RNA is usually thought of as the molecule that helps turn genes into proteins. The goal of this project is to use bi-functional RNA therapy in two new ways. First, the RNA treatment will be designed to stick specifically to Her2/neu, a target on the surface of breast cancer cells. Second, a different part of the RNA treatment will be designed to enter the breast cancer cell and block the function of the cell, thereby preventing it from growing or behaving like a cancer cell.

-- Geraldine Jacobson, M.D., clinical associate professor and associate chair of radiation oncology, UI Carver College of Medicine; $17,919

Title: Effect of a Yoga Intervention on Fatigue, Distress and Quality of Life in Breast Cancer Patients: A Randomized Pilot Study

-- Toshiki Itoh, M.D., Ph.D., assistant professor of pathology, UI Carver College of Medicine; $30,000

Title: The Role of DDB2 in Lung Cancer Suppression

Lung cancer is the leading cause of death from cancer worldwide. Despite the extensive characterization of genetic changes associated with this disorder, lung cancer remains very difficult to cure because many genes/pathways are involved in the development, growth and spread of lung cancer. Two molecules that interact to inhibit abnormal growth of cells are called p53 and DDB2. Little is known about the role of DDB2 in lung cancer. Studies will be done to determine how DDB2 suppresses lung cancer.

John H. Lee, M.D., assistant professor of otolaryngology - head and neck surgery, UI Carver College of Medicine; $30,000

Title: Immune Cell Requirements for Clearing HPV-Positive Head and Neck Cancer

Human papillomavirus (HPV) is the cause of 25 percent of head and neck cancers. Surprisingly, patients with HPV-positive cancers are more likely to have cancers that have spread, yet are still more curable than their HPV-negative counterparts. In an attempt to understand the mechanism related to the growth of head and neck cancer we have created an HPV-positive and HPV-negative mouse cancer model. The studies in this grant will identify which immune cells are required to develop an anti-tumor response. This understanding will provide a critical rationale for developing an immune-related strategy that may help cure more HPV-positive cancers.

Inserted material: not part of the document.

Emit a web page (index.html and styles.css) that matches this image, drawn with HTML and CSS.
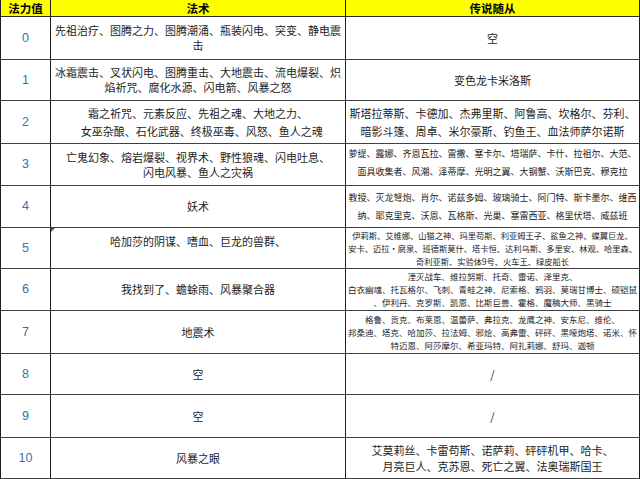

Aliye Uc, M.D., assistant professor of pediatrics, UI Carver College of Medicine; $20,000

Title: Heme Oxygenase-1 as a Modulator of Colonic Epithelial Cell Proliferation and Carcinogenesis

Colon cancer remains a significant global health concern. It is the third most-prevalent cancer and the second-leading cause of cancer deaths in the United States. Long-term consumption of red meat is associated with an increased risk of colon cancer. Heme, which is abundant in red meat, might be a cause of increased colon cancer risk, but the mechanism by which heme induces colon cancer is not known. We will study a molecule called heme oxygenase-1 (HO-1) that may explain the link between red meat intake and colon cancer. Our objective is to define the role of HO-1 in colon cancer formation and to use the HO-1 pathway as a target for possible colon cancer treatment.

The Holden Comprehensive Cancer Center at the UI is Iowa's only National Cancer Institute (NCI)-designated comprehensive cancer center. NCI-designated comprehensive cancer centers are recognized as the leaders in developing new approaches to cancer prevention and cancer care, conducting leading edge research and educating the public about cancer.